Date of this Version
IEEE TRANSACTIONS ON KNOWLEDGE AND DATA ENGINEERING, VOL. 27, NO. 6, JUNE 2015.
Boosting is an iterative process that improves the predictive accuracy for supervised (machine) learning algorithms. Boosting operates by learning multiple functions with subsequent functions focusing on incorrect instances where the previous functions predicted the wrong label. Despite considerable success, boosting still has difficulty on data sets with certain types of problematic training data (e.g., label noise) and when complex functions overfit the training data. We propose a novel cluster-based boosting (CBB) approach to address limitations in boosting for supervised learning systems.
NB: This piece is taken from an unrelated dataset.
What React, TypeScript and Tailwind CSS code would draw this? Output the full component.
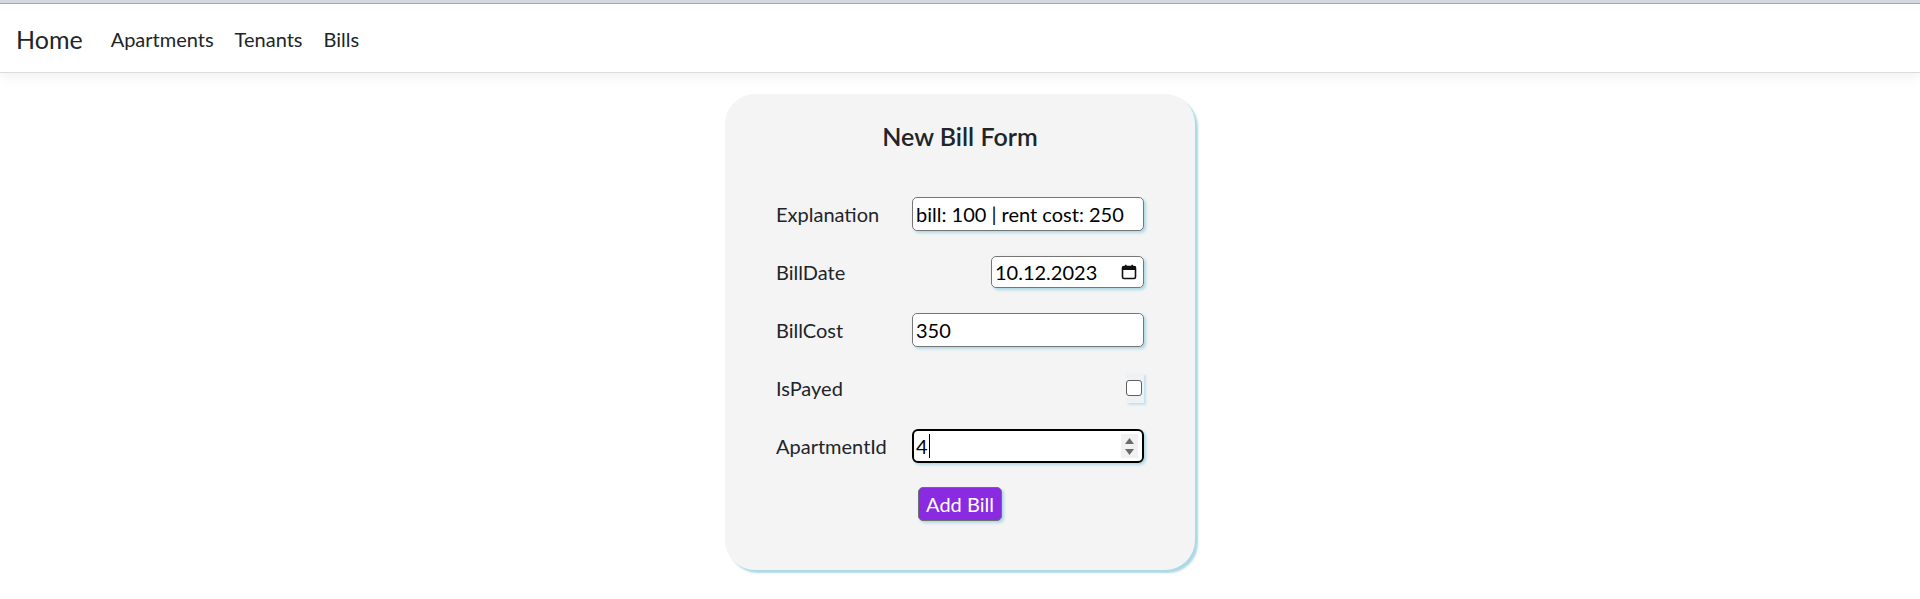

Our CBB approach partitions the training data into clusters containing highly similar member data and integrates these clusters directly into the boosting process. CBB boosts selectively (using a high learning rate, low learning rate, or not boosting) on each cluster based on both the additional structure provided by the cluster and previous function accuracy on the member data. Selective boosting allows CBB to improve predictive accuracy on problematic training data. In addition, boosting separately on clusters reduces function complexity to mitigate overfitting. We provide comprehensive experimental results on 20 UCI benchmark data sets with three different kinds of supervised learning systems. These results demonstrate the effectiveness of our CBB approach compared to a popular boosting algorithm, an algorithm that uses clusters to improve boosting, and two algorithms that use selective boosting without clustering.